In a very informal and general way, the Italian representatives then outlined the way they felt the problem should be approached:—As to capital ships and aircraft carriers, the situation was fixed by the Washington Treaty; as to submarines, both France and Italy should accept the 52,700 ton basis which the three leading naval powers had agreed to at London. (Upon being questioned, they admitted that it would be difficult to force France to scrap her excess underage submarine tonnage above this figure but thought that France could at least gradually scale down to the same figure as the other naval powers had accepted.) As to 8-inch gun cruisers, both France and Italy now had the same, and it was suggested that they stop at this figure.

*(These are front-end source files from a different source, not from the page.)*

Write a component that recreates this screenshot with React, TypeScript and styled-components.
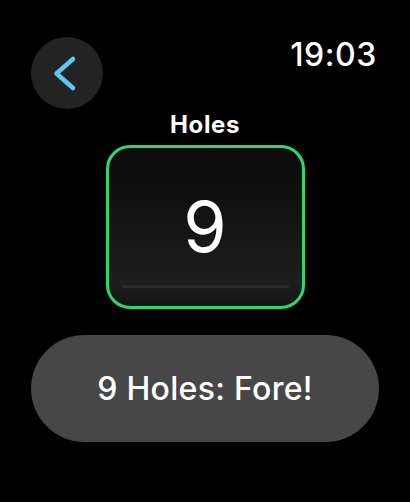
import styled, { createGlobalStyle } from "styled-components";

const GlobalStyle = createGlobalStyle`
  * {
    box-sizing: border-box;
  }

  html,
  body {
    margin: 0;
    padding: 0;
    background: #000;
  }

  body {
    font-family: Inter, "Noto Sans", sans-serif;
    color: #fff;
  }
`;

const Screen = styled.div`
  width: 410px;
  height: 502px;
  display: flex;
  flex-direction: column;
  align-items: center;
  background: #000;
`;

const Header = styled.div`
  width: 100%;
  height: 73px;
  margin-top: 37px;
  padding: 0 33px 0 31px;
  display: flex;
  justify-content: space-between;
  align-items: flex-start;
`;

const BackButton = styled.button`
  width: 72px;
  height: 72px;
  padding: 0;
  border: none;
  border-radius: 50%;
  background: #232323;
  display: flex;
  align-items: center;
  justify-content: center;
  cursor: pointer;
`;

const Time = styled.div`
  margin-top: -2px;
  font-size: 32px;
  line-height: 40px;
  font-weight: 500;
  letter-spacing: 0.6px;
`;

const Label = styled.div`
  margin-top: 0;
  font-size: 24px;
  line-height: 29px;
  font-weight: 700;
  letter-spacing: 0.6px;
`;

const Picker = styled.div`
  margin-top: 6px;
  width: 199px;
  height: 164px;
  border: 3px solid #2ed573;
  border-radius: 24px;
  background: linear-gradient(
    180deg,
    #0b0b0c 0%,
    #111112 35%,
    #1a1a1b 70%,
    #1e1e1e 85%,
    #141414 100%
  );
  display: flex;
  flex-direction: column;
  align-items: center;
  padding: 0 13px;
`;

const Value = styled.div`
  flex: 1;
  display: flex;
  align-items: center;
  padding-top: 20px;
  font-size: 70px;
  font-weight: 400;
  line-height: 1;
`;

const Track = styled.div`
  width: 100%;
  height: 3px;
  margin-bottom: 18px;
  border-radius: 2px;
  background: #2b2b2c;
`;

const ActionButton = styled.button`
  margin-top: 26px;
  width: 348px;
  height: 107px;
  border: none;
  border-radius: 54px;
  background: #474747;
  color: #fff;
  font-family: Inter, "Noto Sans", sans-serif;
  font-size: 32px;
  font-weight: 500;
  letter-spacing: 0.3px;
  cursor: pointer;
`;

const Chevron = () => (
  <svg width="72" height="72" viewBox="0 0 72 72" fill="none">
    <polyline
      points="42,22 25.5,36.5 42,51"
      stroke="#5ac8f5"
      strokeWidth="4.5"
      strokeLinecap="round"
      strokeLinejoin="round"
    />
  </svg>
);

const App = () => {
  return (
    <>
      <GlobalStyle />
      <Screen>
        <Header>
          <BackButton aria-label="Back">
            <Chevron />
          </BackButton>
          <Time>19:03</Time>
        </Header>
        <Label>Holes</Label>
        <Picker>
          <Value>9</Value>
          <Track />
        </Picker>
        <ActionButton>9 Holes: Fore!</ActionButton>
      </Screen>
    </>
  );
};

export default App;
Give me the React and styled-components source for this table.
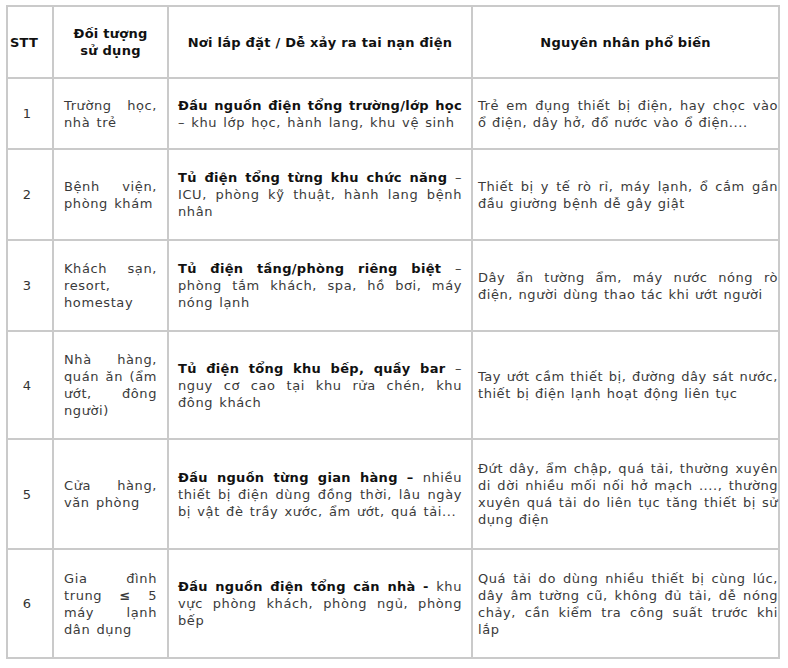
import React from "react";
import styled, { createGlobalStyle } from "styled-components";

const GlobalStyle = createGlobalStyle`
  html, body {
    margin: 0;
    padding: 0;
    background: #fff;
  }
  body {
    font-family: "DejaVu Sans", "Noto Sans", sans-serif;
  }
`;

const rows = [
  {
    id: 1,
    height: 71,
    who: "Trường học, nhà trẻ",
    where: ["Đầu nguồn điện tổng trường/lớp học", " – khu lớp học, hành lang, khu vệ sinh"],
    cause: "Trẻ em đụng thiết bị điện, hay chọc vào ổ điện, dây hở, đổ nước vào ổ điện....",
  },
  {
    id: 2,
    height: 91,
    who: "Bệnh viện, phòng khám",
    where: ["Tủ điện tổng từng khu chức năng", " – ICU, phòng kỹ thuật, hành lang bệnh nhân"],
    cause: "Thiết bị y tế rò rỉ, máy lạnh, ổ cắm gần đầu giường bệnh dễ gây giật",
  },
  {
    id: 3,
    height: 91,
    who: "Khách sạn, resort, homestay",
    where: ["Tủ điện tầng/phòng riêng biệt", " – phòng tắm khách, spa, hồ bơi, máy nóng lạnh"],
    cause: "Dây ẩn tường ẩm, máy nước nóng rò điện, người dùng thao tác khi ướt người",
  },
  {
    id: 4,
    height: 108,
    who: "Nhà hàng, quán ăn (ẩm ướt, đông người)",
    where: ["Tủ điện tổng khu bếp, quầy bar", " – nguy cơ cao tại khu rửa chén, khu đông khách"],
    cause: "Tay ướt cầm thiết bị, đường dây sát nước, thiết bị điện lạnh hoạt động liên tục",
  },
  {
    id: 5,
    height: 110,
    who: "Cửa hàng, văn phòng",
    where: ["Đầu nguồn từng gian hàng –", " nhiều thiết bị điện dùng đồng thời, lâu ngày bị vật đè trầy xước, ẩm ướt, quá tải..."],
    cause:
      "Đứt dây, ẩm chập, quá tải, thường xuyên di dời nhiều mối nối hở mạch ...., thường xuyên quá tải do liên tục tăng thiết bị sử dụng điện",
  },
  {
    id: 6,
    height: 109,
    who: (
      <>
        Gia đình trung <b>≤</b> 5 máy lạnh dân dụng
      </>
    ),
    where: ["Đầu nguồn điện tổng căn nhà -", " khu vực phòng khách, phòng ngủ, phòng bếp"],
    cause:
      "Quá tải do dùng nhiều thiết bị cùng lúc, dây âm tường cũ, không đủ tải, dễ nóng chảy, cần kiểm tra công suất trước khi lắp",
  },
];

function App() {
  return (
    <>
      <GlobalStyle />
      <Page>
        <Table>
          <colgroup>
            <col style={{ width: 46 }} />
            <col style={{ width: 115 }} />
            <col style={{ width: 304 }} />
            <col style={{ width: 307 }} />
          </colgroup>
          <thead>
            <Row height={72}>
              <HeadCell align="left" pad="0 0 0 2px">STT</HeadCell>
              <HeadCell>
                Đối tượng
                <br />
                sử dụng
              </HeadCell>
              <HeadCell>Nơi lắp đặt / Dễ xảy ra tai nạn điện</HeadCell>
              <HeadCell>Nguyên nhân phổ biến</HeadCell>
            </Row>
          </thead>
          <tbody>
            {rows.map((item) => (
              <Row key={item.id} height={item.height}>
                <NumCell>{item.id}</NumCell>
                <TextCell pad="0 10px">{item.who}</TextCell>
                <TextCell pad="0 9px">
                  <Strong>{item.where[0]}</Strong>
                  {item.where[1]}
                </TextCell>
                <CauseCell>{item.cause}</CauseCell>
              </Row>
            ))}
          </tbody>
        </Table>
      </Page>
    </>
  );
}

export default App;

const Page = styled.div`
  padding: 5px 0 0 6px;
`;

const Table = styled.table`
  width: 773px;
  border-collapse: collapse;
  table-layout: fixed;
  font-size: 13px;
  line-height: 17px;
`;

const Row = styled.tr`
  height: ${(p) => p.height}px;
`;

const Cell = styled.td`
  border: 2px solid #cacaca;
  vertical-align: middle;
  box-sizing: border-box;
`;

const HeadCell = styled(Cell).attrs({ as: "th" })`
  font-weight: bold;
  color: #111;
  letter-spacing: 0.25px;
  text-align: ${(p) => p.align || "center"};
  padding: ${(p) => p.pad || "0 8px"};
`;

const NumCell = styled(Cell)`
  text-align: center;
  padding: 0 6px 0 0;
  color: #333;
`;

const TextCell = styled(Cell)`
  text-align: justify;
  color: #3a3a3a;
  letter-spacing: 0.6px;
  word-spacing: 1.5px;
  padding: ${(p) => p.pad};
`;

const CauseCell = styled(TextCell)`
  letter-spacing: 0.55px;
  word-spacing: 0.9px;
  padding: 0 0 0 5px;
`;

const Strong = styled.b`
  color: #111;
  font-weight: bold;
  letter-spacing: 0.3px;
  word-spacing: 1.5px;
`;
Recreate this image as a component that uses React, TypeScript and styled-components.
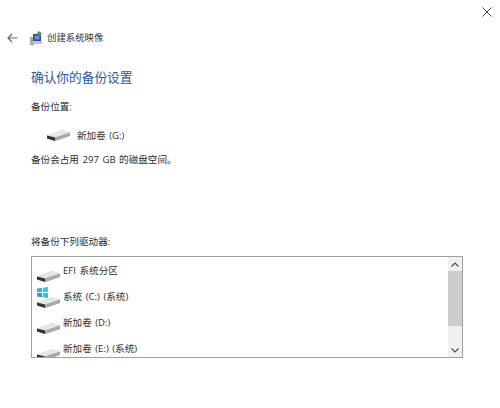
import React from 'react';
import styled, { createGlobalStyle } from 'styled-components';

const GlobalStyle = createGlobalStyle`
  html, body {
    margin: 0;
    background: #fff;
  }
  body {
    font-family: "Open Sans", "Noto Sans CJK SC", sans-serif;
    color: #333;
  }
`;

const Page = styled.div`
  position: relative;
  width: 500px;
  height: 408px;
  overflow: hidden;
  background: #fff;
`;

const CloseButton = styled.div`
  position: absolute;
  top: 5px;
  right: 6px;
  width: 14px;
  height: 14px;
  display: flex;
`;

const Header = styled.div`
  display: flex;
  align-items: center;
  height: 16px;
  padding: 30px 0 0 7px;
`;

const BackArrow = styled.div`
  display: flex;
  width: 23px;
`;

const Title = styled.div`
  margin-left: 4px;
  font-size: 9.4px;
  line-height: 16px;
  color: #333;
`;

const Content = styled.div`
  display: flex;
  flex-direction: column;
  padding: 22px 37px 0 31px;
`;

const Heading = styled.div`
  font-size: 12.7px;
  line-height: 18px;
  color: #2a5a9e;
`;

const Label = styled.div<{ $top: number }>`
  margin-top: ${(p) => p.$top}px;
  font-size: 9.6px;
  word-spacing: 1px;
  line-height: 14px;
  color: #2e2e2e;
`;

const Destination = styled.div`
  display: flex;
  align-items: center;
  gap: 7px;
  margin: 14px 0 0 16px;
  height: 14px;
  font-size: 9.6px;
  word-spacing: 1px;
  color: #333;
`;

const DriveList = styled.div`
  display: flex;
  margin-top: 7px;
  height: 100px;
  border: 1px solid #a0a0a0;
`;

const Rows = styled.div`
  flex: 1;
  overflow: hidden;
  padding: 3px 0 0 5px;
`;

const Row = styled.div`
  display: flex;
  gap: 2px;
  height: 26px;
  font-size: 9.6px;
  word-spacing: 1px;
  color: #2e2e2e;
`;

const RowText = styled.span`
  margin-top: 4px;
  line-height: 14px;
`;

const RowIcon = styled.div`
  position: relative;
  width: 24px;
  height: 26px;
  flex: none;
`;

const Scrollbar = styled.div`
  width: 14px;
  display: flex;
  flex-direction: column;
  background: #f0f0f0;
`;

const ScrollButton = styled.div`
  height: 14px;
  display: flex;
  align-items: center;
  justify-content: center;
`;

const ScrollThumb = styled.div`
  height: 55px;
  background: #cdcdcd;
`;

const ScrollTrack = styled.div`
  flex: 1;
`;

const DriveShape = () => (
  <>
    <path d="M0 6.5 L15 1 L23 3.5 L23 7 L8 12 L0 9.5 Z" fill="#cfcfcf" />
    <path d="M0 6.5 L8 8.5 L23 3.5 L15 1 Z" fill="#e6e6e6" />
    <path d="M0 6.5 L8 8.5 L8 12 L0 9.5 Z" fill="#333" />
    <path d="M8 8.5 L23 3.5 L23 7 L8 12 Z" fill="#a8a8a8" />
  </>
);

const DriveIcon = ({ top }: { top: number }) => (
  <svg width="23" height="13" viewBox="0 0 23 13" style={{ position: 'absolute', left: 0, top }}>
    <DriveShape />
  </svg>
);

const WinLogo = () => (
  <svg width="11" height="11" viewBox="0 0 11 11" style={{ position: 'absolute', left: 0, top: 1 }}>
    <path d="M0 1.5 L5 .8 V5 H0 Z" fill="#29b4e8" />
    <path d="M5.8 .7 L11 0 V5 H5.8 Z" fill="#3ac4ee" />
    <path d="M0 6 H5 V10.2 L0 9.5 Z" fill="#1fa4dc" />
    <path d="M5.8 6 H11 V11 L5.8 10.3 Z" fill="#35bdea" />
  </svg>
);

const BackupIcon = () => (
  <svg width="13" height="14" viewBox="0 0 13 14">
    <rect x="0" y="6" width="4" height="8" fill="#a8a8a8" />
    <rect x="3" y="3" width="8" height="7" fill="#2c4f96" />
    <rect x="4.5" y="4.5" width="5" height="4" fill="#6f8fc8" />
    <path d="M8 0 L12 2 L10 5 L7 3 Z" fill="#4f9a58" />
    <rect x="3" y="10" width="9" height="3" fill="#c4c4c4" />
  </svg>
);

const rows = [
  { name: 'EFI 系统分区', top: 10, logo: false },
  { name: '系统 (C:) (系统)', top: 10, logo: true },
  { name: '新加卷 (D:)', top: 10, logo: false },
  { name: '新加卷 (E:) (系统)', top: 10, logo: false },
];

const App: React.FC = () => {
  return (
    <Page>
      <GlobalStyle />
      <CloseButton>
        <svg width="14" height="14" viewBox="0 0 14 14">
          <path d="M2.5 2.5 L11.5 11.5 M11.5 2.5 L2.5 11.5" stroke="#444" strokeWidth="1" />
        </svg>
      </CloseButton>
      <Header>
        <BackArrow>
          <svg width="11" height="10" viewBox="0 0 11 10">
            <path d="M10.5 5 H1 M5 1 L1 5 L5 9" fill="none" stroke="#666" strokeWidth="1.2" />
          </svg>
        </BackArrow>
        <BackupIcon />
        <Title>创建系统映像</Title>
      </Header>
      <Content>
        <Heading>确认你的备份设置</Heading>
        <Label $top={14}>备份位置:</Label>
        <Destination>
          <svg width="23" height="13" viewBox="0 0 23 13">
            <DriveShape />
          </svg>
          新加卷 (G:)
        </Destination>
        <Label $top={11}>备份会占用 297 GB 的磁盘空间。</Label>
        <Label $top={68}>将备份下列驱动器:</Label>
        <DriveList>
          <Rows>
            {rows.map((row) => (
              <Row key={row.name}>
                <RowIcon>
                  <DriveIcon top={row.top} />
                  {row.logo && <WinLogo />}
                </RowIcon>
                <RowText>{row.name}</RowText>
              </Row>
            ))}
          </Rows>
          <Scrollbar>
            <ScrollButton>
              <svg width="8" height="5" viewBox="0 0 8 5">
                <path d="M.5 4.5 L4 1 L7.5 4.5" fill="none" stroke="#505050" strokeWidth="1.2" />
              </svg>
            </ScrollButton>
            <ScrollThumb />
            <ScrollTrack />
            <ScrollButton>
              <svg width="8" height="5" viewBox="0 0 8 5">
                <path d="M.5 .5 L4 4 L7.5 .5" fill="none" stroke="#505050" strokeWidth="1.2" />
              </svg>
            </ScrollButton>
          </Scrollbar>
        </DriveList>
      </Content>
    </Page>
  );
};

export default App;
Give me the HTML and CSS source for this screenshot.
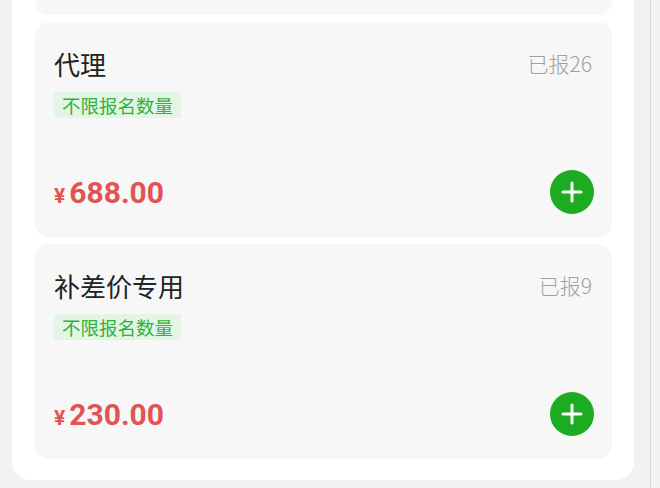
FILE: index.html
```html
<!DOCTYPE html>
<html>
<head>
    <meta charset="UTF-8">
    <link rel="stylesheet" href="styles.css">
</head>
<body>
    <div class="panel">
        <div class="card card-tail"></div>

        <div class="card">
            <div class="head">
                <span class="title">代理</span>
                <span class="count">已报26</span>
            </div>
            <div class="tag">不限报名数量</div>
            <div class="foot">
                <span class="price"><span class="yen">¥</span>688.00</span>
                <button class="add" aria-label="add">
                    <svg width="22" height="22" viewBox="0 0 22 22"><path d="M11 2v18M2 11h18" stroke="#fff" stroke-width="3" stroke-linecap="round"/></svg>
                </button>
            </div>
        </div>

        <div class="card">
            <div class="head">
                <span class="title">补差价专用</span>
                <span class="count">已报9</span>
            </div>
            <div class="tag">不限报名数量</div>
            <div class="foot">
                <span class="price"><span class="yen">¥</span>230.00</span>
                <button class="add" aria-label="add">
                    <svg width="22" height="22" viewBox="0 0 22 22"><path d="M11 2v18M2 11h18" stroke="#fff" stroke-width="3" stroke-linecap="round"/></svg>
                </button>
            </div>
        </div>
    </div>
    <div class="rail"></div>
</body>
</html>
```

FILE: styles.css
```css
body {
    margin: 0;
    padding: 0;
    height: 488px;
    overflow: hidden;
    background-color: #f1f2f4;
    display: flex;
    align-items: flex-start;
    font-family: "Noto Sans CJK SC", "Noto Sans", sans-serif;
}

.panel {
    margin-left: 12px;
    width: 622px;
    box-sizing: border-box;
    padding: 0 22px 21px 23px;
    background-color: #fff;
    border-radius: 0 0 18px 18px;
    display: flex;
    flex-direction: column;
    gap: 7px;
}

.rail {
    margin-left: 16px;
    width: 1px;
    height: 488px;
    background-color: #d6d8db;
}

.card {
    background-color: #f7f7f7;
    border-radius: 14px;
    height: 215px;
    box-sizing: border-box;
    padding: 26px 20px 23px 19px;
    display: flex;
    flex-direction: column;
    align-items: flex-start;
}

.card-tail {
    height: 15px;
    padding: 0;
    border-radius: 0 0 14px 14px;
}

.head {
    align-self: stretch;
    display: flex;
    justify-content: space-between;
    align-items: center;
    height: 30px;
}

.title {
    font-size: 26px;
    color: #222;
}

.count {
    font-size: 21px;
    font-weight: 300;
    color: #a0a0a0;
}

.tag {
    margin-top: 14px;
    height: 26px;
    line-height: 26px;
    padding: 0 8px;
    font-size: 18.5px;
    color: #2eb33a;
    background-color: #e3f5e4;
    border-radius: 3px;
}

.foot {
    margin-top: auto;
    align-self: stretch;
    display: flex;
    justify-content: space-between;
    align-items: center;
    height: 44px;
}

.price {
    font-family: Roboto, "Liberation Sans", sans-serif;
    font-weight: bold;
    font-size: 30px;
    color: #e25454;
}

.yen {
    font-size: 21px;
    margin-right: 4px;
}

.add {
    width: 44px;
    height: 44px;
    margin-right: -2px;
    border: none;
    border-radius: 50%;
    padding: 0;
    background-color: #1cac22;
    display: flex;
    align-items: center;
    justify-content: center;
}
```
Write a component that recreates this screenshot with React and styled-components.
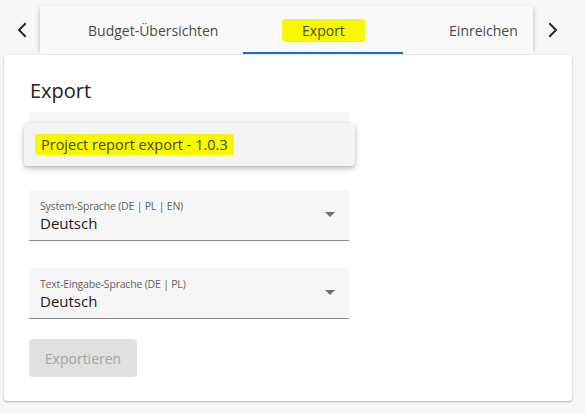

With regard to smaller cruisers and destroyers, [Page 556]a global category in the case of France and Italy, France now had a considerable superiority and it was suggested that these categories be treated on the basis of building programs over a long period of years, say twenty or twenty-five, at the end of which, if the allowed building programs were carried out, Italy would reach approximate parity. Meanwhile France would retain its superiority in these classes but the principle of parity would not be definitely raised nor would it be prejudiced as far as Italy was concerned.

N[orman] H. D[avis]
  1. Held at Rome, November 7, 5 p.m. Present also were Fulvio Suvich, Italian Under Secretary of State for Foreign Affairs; Augusto Rosso, the Appointed Italian Ambassador to the United States; and Allen Dulles at the conclusion.
  2. Foreign Relations, 1931, vol. i, p. 380.
  3. Held at the Italian Ministry for Foreign Affairs. Present also were Pompeo Aloisi, Chief of Cabinet in the Italian Ministry for Foreign Affairs; Augusto Rosso, the Appointed Italian Ambassador to the United States; Alexander C. Kirk, Counselor of the American Embassy; and Allen W. Dulles.